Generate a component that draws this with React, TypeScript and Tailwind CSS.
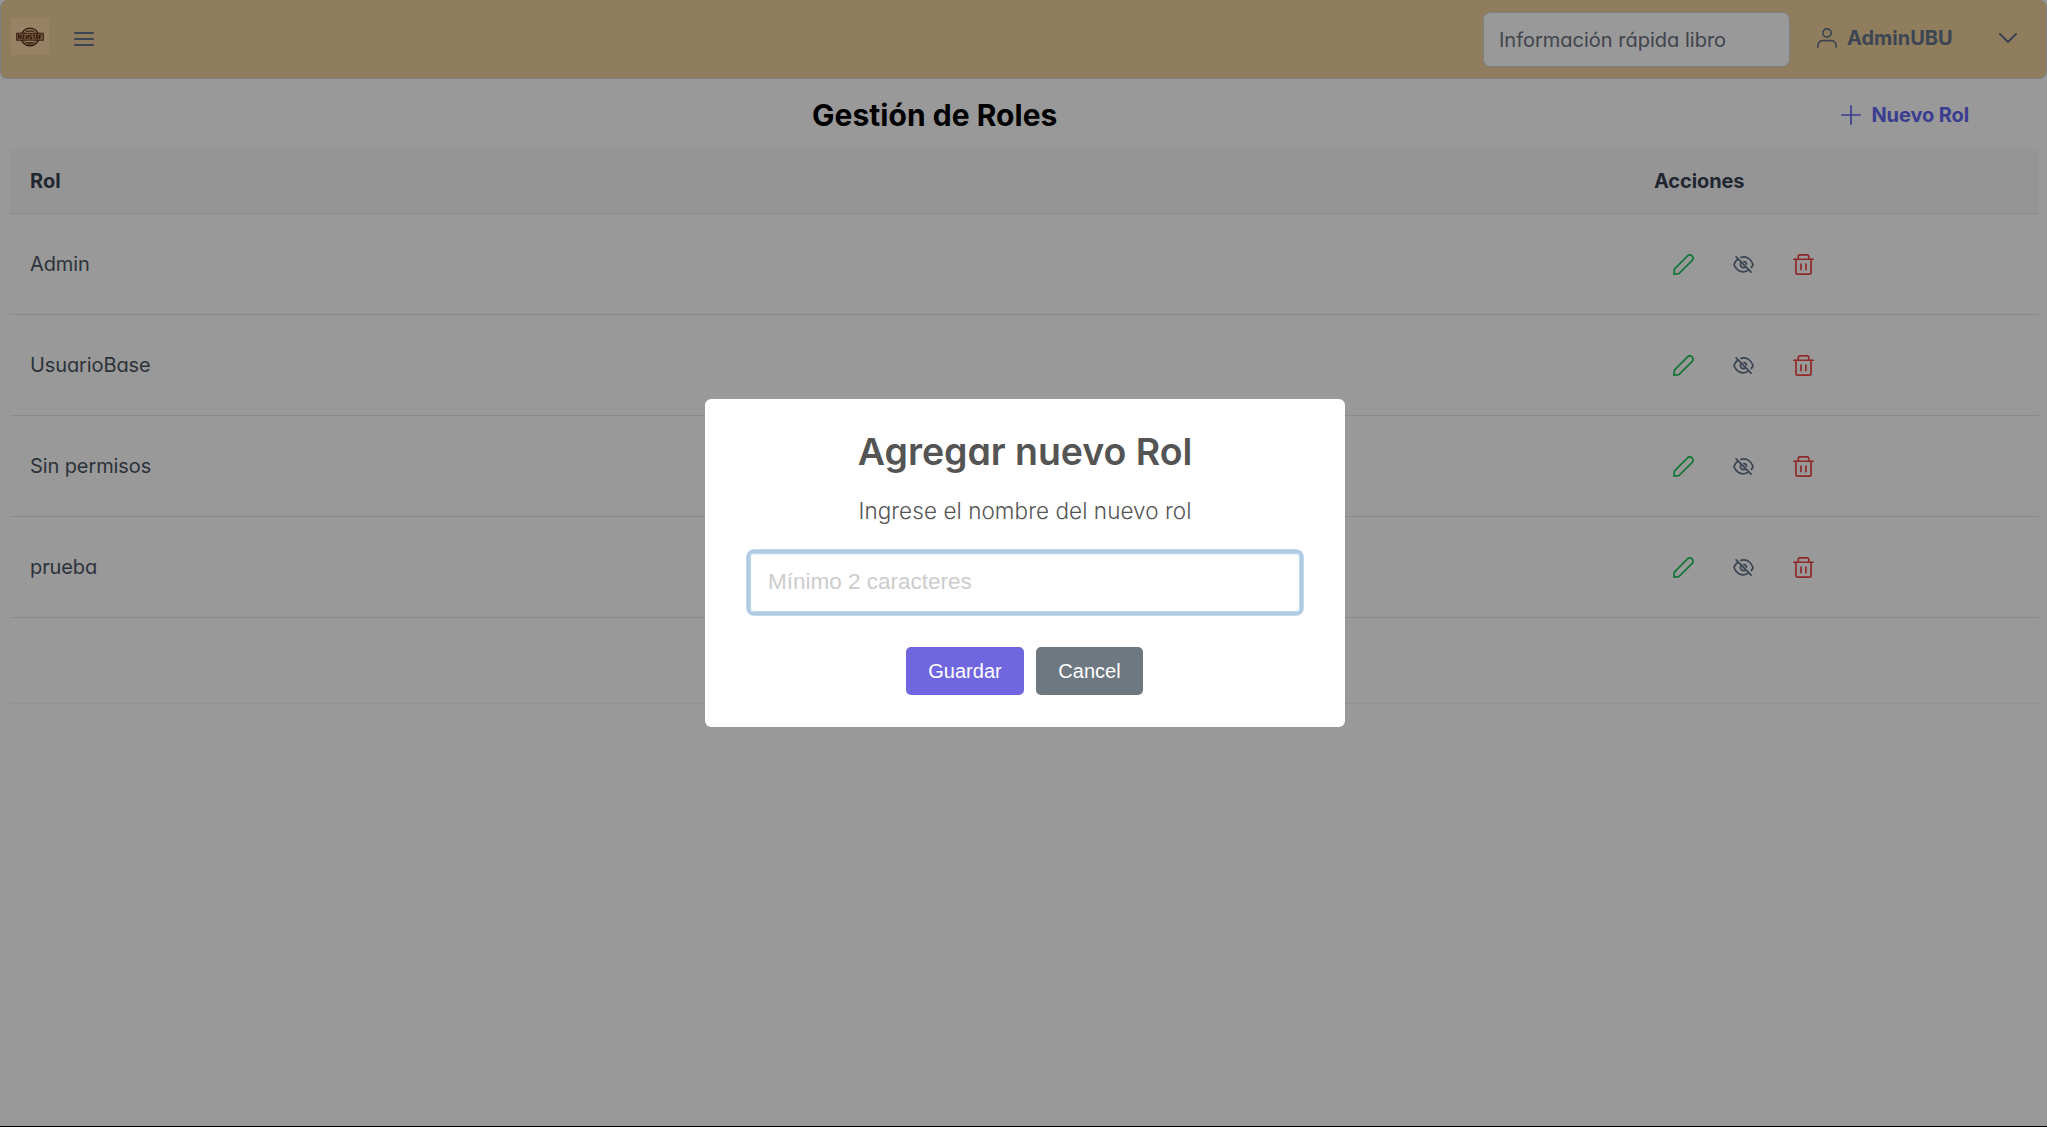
import React from "react";

const stroke = { fill: "none", stroke: "currentColor", strokeLinecap: "round", strokeLinejoin: "round" } as const;

function Pencil() {
  return (
    <svg viewBox="0 0 20 20" width="21" height="21" {...stroke} strokeWidth="1.7" className="text-[#22c55e]">
      <path d="M0.9 19.1 L1.3 14.3 L13.8 1.8 C15.1 0.5 16.8 0.5 18.1 1.8 C19.5 3.2 19.5 4.9 18.1 6.2 L5.6 18.7 Z" />
    </svg>
  );
}

function EyeSlash() {
  return (
    <svg viewBox="0 0 20 20" width="21" height="21" {...stroke} strokeWidth="1.7" className="text-[#64748b]">
      <path d="M3 2.8 L17.2 17.2" />
      <path d="M7.6 3.2 C12.8 1.8 17 4.8 19.1 10 C18.8 11.1 18.2 12 17.5 12.8" />
      <path d="M4.3 5.2 C2.7 6.4 1.5 8 0.9 10 C3.4 16.4 8.9 18.6 14 15.8" />
      <path d="M7.4 8.5 C6 11.3 8.6 13.9 11.4 12.6" />
      <path d="M10.4 7.2 C11.7 7.3 12.7 8.3 12.8 9.6" />
    </svg>
  );
}

function Trash() {
  return (
    <svg viewBox="0 0 20 20" width="21" height="21" {...stroke} strokeWidth="1.6" className="text-[#ef4444]">
      <path d="M0.8 5 H19.2" />
      <path d="M2.8 5 V17.6 Q2.8 19.2 4.4 19.2 H15.6 Q17.2 19.2 17.2 17.6 V5" />
      <path d="M5 5 V2.4 Q5 0.8 6.6 0.8 H13.4 Q15 0.8 15 2.4 V5" />
      <path d="M7.6 9.5 V14.8 M12.3 9.5 V14.8" />
    </svg>
  );
}

function Logo() {
  return (
    <div className="flex h-[37px] w-[38px] items-center justify-center bg-[#fdd9a8]">
      <svg viewBox="0 0 28 20" width="28" height="20" fill="none" stroke="#4f2410">
        <circle cx="14" cy="10" r="8.9" strokeWidth="1.3" />
        <circle cx="14" cy="10" r="7" strokeWidth="0.5" />
        <path d="M10 4.3 H18 M9.5 15.6 H18.5 M11.5 17 H16.5" strokeWidth="0.9" />
        <rect x="0.7" y="6.2" width="26.6" height="7" fill="#c0946a" strokeWidth="0.9" />
        <path d="M2.6 12 V7.6 L5 11.8 V7.6 M7 8 V12 M7 8 H8.6 M7 10 H8.4 M7 11.7 H8.6 M10.2 12 V8 M10.2 10 H12.2 M12.2 8 V12 M15.6 8 H13.8 V10 H15.6 V11.8 H13.8 M17 8 H19 M18 8 V12 M20.4 8 H22 V11.7 H20.4 Z M23.6 8 V12 M23.6 8 H25.6 M23.6 10 H25.2" strokeWidth="1" />
      </svg>
    </div>
  );
}

const roles = ["Admin", "UsuarioBase", "Sin permisos", "prueba"];

export default function App() {
  return (
    <div className="relative h-[1127px] w-[2047px] overflow-hidden bg-white text-[20px] leading-[30px] text-[#4b5563] [font-family:Inter,'Liberation_Sans',sans-serif] [font-feature-settings:'cv02','cv03','cv04','cv11']">
      <header className="flex h-[79px] items-center rounded-[7.5px] border border-t-0 border-[#d1d5db] bg-[#eed09b] pl-[10px]">
        <div className="-mt-[5px]">
          <Logo />
        </div>
        <svg viewBox="0 0 20 16" width="20" height="16" {...stroke} strokeWidth="2" className="ml-[25px] text-[#64748b]">
          <path d="M1 2 H19 M1 8 H19 M1 14 H19" />
        </svg>
        <input
          className="mt-px ml-auto h-[55px] w-[307px] rounded-[7.5px] border border-[#d1d5db] bg-white px-[15px] pt-px placeholder:text-[#6b7280]"
          placeholder="Información rápida libro"
        />
        <div className="-mt-px ml-[27px] flex w-[200px] items-center font-bold text-[#64748b]">
          <svg viewBox="0 0 20 20" width="20" height="20" {...stroke} strokeWidth="1.7" className="-mt-px">
            <circle cx="10" cy="5" r="4.1" />
            <path d="M0.9 19.1 V17.4 C0.9 14.3 3.6 12.6 6 12.6 H14 C16.4 12.6 19.1 14.3 19.1 17.4 V19.1" />
          </svg>
          <span className="-mt-[2px] ml-[10px]">AdminUBU</span>
          <svg viewBox="0 0 18 10" width="18" height="10" {...stroke} strokeWidth="2" className="-mt-px ml-auto">
            <path d="M1 1 L9 9 L17 1" />
          </svg>
        </div>
        <div className="w-[29px]" />
      </header>

      <main className="pr-[8px] pl-[10px]">
        <div className="flex h-[70px] items-center pt-[2px]">
          <h1 className="ml-[802px] text-[30px] font-bold tracking-[0.03px] text-black">Gestión de Roles</h1>
          <button className="mr-[70px] ml-auto flex items-center gap-[10px] font-bold text-[#6366f1]">
            <svg viewBox="0 0 20 20" width="20" height="20" {...stroke} strokeWidth="1.7">
              <path d="M0.9 10 H19.1 M10 0.9 V19.1" />
            </svg>
            <span className="tracking-[-0.1px]">Nuevo Rol</span>
          </button>
        </div>
        <div className="flex h-[65px] items-center border-b border-[#e5e7eb] bg-[#f8f9fb] font-bold text-[#374151]">
          <div className="w-[1624px] pl-5">Rol</div>
          <div className="pl-5 tracking-[-0.1px]">Acciones</div>
        </div>
        {roles.map((r) => (
          <div key={r} className="flex h-[101px] items-center border-b border-[#e5e7eb]">
            <div className="w-[1624px] pl-5 tracking-[-0.1px]">{r}</div>
            <div className="flex gap-[39px] pl-[39px]">
              <Pencil />
              <EyeSlash />
              <Trash />
            </div>
          </div>
        ))}
        <div className="h-[86px] border-b border-[#f3f4f6]" />
      </main>

      <div className="absolute inset-0 flex items-start justify-center bg-black/40 pt-[399px] pl-[3px]">
        <section className="flex h-[328px] w-[640px] flex-col items-center rounded-[6.25px] bg-white text-[#545454]">
          <h2 className="mt-[30px] text-[37.5px] leading-[46px] font-semibold tracking-[-0.05px]">Agregar nuevo Rol</h2>
          <p className="mt-[19px] text-[22.5px] leading-[34px] font-light tracking-[0.06px]">Ingrese el nombre del nuevo rol</p>
          <input
            className="mt-[25px] h-[59px] w-[550px] rounded-[4px] border border-[#b4dbed] px-[17px] pb-px text-[22.5px] shadow-[inset_0_1px_1px_rgba(0,0,0,0.06),0_0_0_3.75px_rgba(100,150,200,0.5)] outline-none [font-family:'Liberation_Sans',Arial,sans-serif] placeholder:text-[#cccccc]"
            placeholder="Mínimo 2 caracteres"
          />
          <div className="mt-[35px] mr-[2px] flex gap-3 text-[20px] text-white [font-family:'Liberation_Sans',Arial,sans-serif]">
            <button className="h-12 w-[118px] rounded-[5px] bg-[#7066e0] pl-px">Guardar</button>
            <button className="h-12 w-[107px] rounded-[5px] bg-[#6e7881] pl-px">Cancel</button>
          </div>
        </section>
      </div>
      <div className="absolute inset-x-0 bottom-0 h-px bg-black" />
    </div>
  );
}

▶ Task to complete
Omit the pictures and reproduce the listing exactly.

▶ Response below
Generate a component that draws this with React, TypeScript and Tailwind CSS.
import React from "react";

const stroke = { fill: "none", stroke: "currentColor", strokeLinecap: "round", strokeLinejoin: "round" } as const;

function Pencil() {
  return (
    <svg viewBox="0 0 20 20" width="21" height="21" {...stroke} strokeWidth="1.7" className="text-[#22c55e]">
      <path d="M0.9 19.1 L1.3 14.3 L13.8 1.8 C15.1 0.5 16.8 0.5 18.1 1.8 C19.5 3.2 19.5 4.9 18.1 6.2 L5.6 18.7 Z" />
    </svg>
  );
}

function EyeSlash() {
  return (
    <svg viewBox="0 0 20 20" width="21" height="21" {...stroke} strokeWidth="1.7" className="text-[#64748b]">
      <path d="M3 2.8 L17.2 17.2" />
      <path d="M7.6 3.2 C12.8 1.8 17 4.8 19.1 10 C18.8 11.1 18.2 12 17.5 12.8" />
      <path d="M4.3 5.2 C2.7 6.4 1.5 8 0.9 10 C3.4 16.4 8.9 18.6 14 15.8" />
      <path d="M7.4 8.5 C6 11.3 8.6 13.9 11.4 12.6" />
      <path d="M10.4 7.2 C11.7 7.3 12.7 8.3 12.8 9.6" />
    </svg>
  );
}

function Trash() {
  return (
    <svg viewBox="0 0 20 20" width="21" height="21" {...stroke} strokeWidth="1.6" className="text-[#ef4444]">
      <path d="M0.8 5 H19.2" />
      <path d="M2.8 5 V17.6 Q2.8 19.2 4.4 19.2 H15.6 Q17.2 19.2 17.2 17.6 V5" />
      <path d="M5 5 V2.4 Q5 0.8 6.6 0.8 H13.4 Q15 0.8 15 2.4 V5" />
      <path d="M7.6 9.5 V14.8 M12.3 9.5 V14.8" />
    </svg>
  );
}

function Logo() {
  return (
    <div className="flex h-[37px] w-[38px] items-center justify-center bg-[#fdd9a8]">
      <svg viewBox="0 0 28 20" width="28" height="20" fill="none" stroke="#4f2410">
        <circle cx="14" cy="10" r="8.9" strokeWidth="1.3" />
        <circle cx="14" cy="10" r="7" strokeWidth="0.5" />
        <path d="M10 4.3 H18 M9.5 15.6 H18.5 M11.5 17 H16.5" strokeWidth="0.9" />
        <rect x="0.7" y="6.2" width="26.6" height="7" fill="#c0946a" strokeWidth="0.9" />
        <path d="M2.6 12 V7.6 L5 11.8 V7.6 M7 8 V12 M7 8 H8.6 M7 10 H8.4 M7 11.7 H8.6 M10.2 12 V8 M10.2 10 H12.2 M12.2 8 V12 M15.6 8 H13.8 V10 H15.6 V11.8 H13.8 M17 8 H19 M18 8 V12 M20.4 8 H22 V11.7 H20.4 Z M23.6 8 V12 M23.6 8 H25.6 M23.6 10 H25.2" strokeWidth="1" />
      </svg>
    </div>
  );
}

const roles = ["Admin", "UsuarioBase", "Sin permisos", "prueba"];

export default function App() {
  return (
    <div className="relative h-[1127px] w-[2047px] overflow-hidden bg-white text-[20px] leading-[30px] text-[#4b5563] [font-family:Inter,'Liberation_Sans',sans-serif] [font-feature-settings:'cv02','cv03','cv04','cv11']">
      <header className="flex h-[79px] items-center rounded-[7.5px] border border-t-0 border-[#d1d5db] bg-[#eed09b] pl-[10px]">
        <div className="-mt-[5px]">
          <Logo />
        </div>
        <svg viewBox="0 0 20 16" width="20" height="16" {...stroke} strokeWidth="2" className="ml-[25px] text-[#64748b]">
          <path d="M1 2 H19 M1 8 H19 M1 14 H19" />
        </svg>
        <input
          className="mt-px ml-auto h-[55px] w-[307px] rounded-[7.5px] border border-[#d1d5db] bg-white px-[15px] pt-px placeholder:text-[#6b7280]"
          placeholder="Información rápida libro"
        />
        <div className="-mt-px ml-[27px] flex w-[200px] items-center font-bold text-[#64748b]">
          <svg viewBox="0 0 20 20" width="20" height="20" {...stroke} strokeWidth="1.7" className="-mt-px">
            <circle cx="10" cy="5" r="4.1" />
            <path d="M0.9 19.1 V17.4 C0.9 14.3 3.6 12.6 6 12.6 H14 C16.4 12.6 19.1 14.3 19.1 17.4 V19.1" />
          </svg>
          <span className="-mt-[2px] ml-[10px]">AdminUBU</span>
          <svg viewBox="0 0 18 10" width="18" height="10" {...stroke} strokeWidth="2" className="-mt-px ml-auto">
            <path d="M1 1 L9 9 L17 1" />
          </svg>
        </div>
        <div className="w-[29px]" />
      </header>

      <main className="pr-[8px] pl-[10px]">
        <div className="flex h-[70px] items-center pt-[2px]">
          <h1 className="ml-[802px] text-[30px] font-bold tracking-[0.03px] text-black">Gestión de Roles</h1>
          <button className="mr-[70px] ml-auto flex items-center gap-[10px] font-bold text-[#6366f1]">
            <svg viewBox="0 0 20 20" width="20" height="20" {...stroke} strokeWidth="1.7">
              <path d="M0.9 10 H19.1 M10 0.9 V19.1" />
            </svg>
            <span className="tracking-[-0.1px]">Nuevo Rol</span>
          </button>
        </div>
        <div className="flex h-[65px] items-center border-b border-[#e5e7eb] bg-[#f8f9fb] font-bold text-[#374151]">
          <div className="w-[1624px] pl-5">Rol</div>
          <div className="pl-5 tracking-[-0.1px]">Acciones</div>
        </div>
        {roles.map((r) => (
          <div key={r} className="flex h-[101px] items-center border-b border-[#e5e7eb]">
            <div className="w-[1624px] pl-5 tracking-[-0.1px]">{r}</div>
            <div className="flex gap-[39px] pl-[39px]">
              <Pencil />
              <EyeSlash />
              <Trash />
            </div>
          </div>
        ))}
        <div className="h-[86px] border-b border-[#f3f4f6]" />
      </main>

      <div className="absolute inset-0 flex items-start justify-center bg-black/40 pt-[399px] pl-[3px]">
        <section className="flex h-[328px] w-[640px] flex-col items-center rounded-[6.25px] bg-white text-[#545454]">
          <h2 className="mt-[30px] text-[37.5px] leading-[46px] font-semibold tracking-[-0.05px]">Agregar nuevo Rol</h2>
          <p className="mt-[19px] text-[22.5px] leading-[34px] font-light tracking-[0.06px]">Ingrese el nombre del nuevo rol</p>
          <input
            className="mt-[25px] h-[59px] w-[550px] rounded-[4px] border border-[#b4dbed] px-[17px] pb-px text-[22.5px] shadow-[inset_0_1px_1px_rgba(0,0,0,0.06),0_0_0_3.75px_rgba(100,150,200,0.5)] outline-none [font-family:'Liberation_Sans',Arial,sans-serif] placeholder:text-[#cccccc]"
            placeholder="Mínimo 2 caracteres"
          />
          <div className="mt-[35px] mr-[2px] flex gap-3 text-[20px] text-white [font-family:'Liberation_Sans',Arial,sans-serif]">
            <button className="h-12 w-[118px] rounded-[5px] bg-[#7066e0] pl-px">Guardar</button>
            <button className="h-12 w-[107px] rounded-[5px] bg-[#6e7881] pl-px">Cancel</button>
          </div>
        </section>
      </div>
      <div className="absolute inset-x-0 bottom-0 h-px bg-black" />
    </div>
  );
}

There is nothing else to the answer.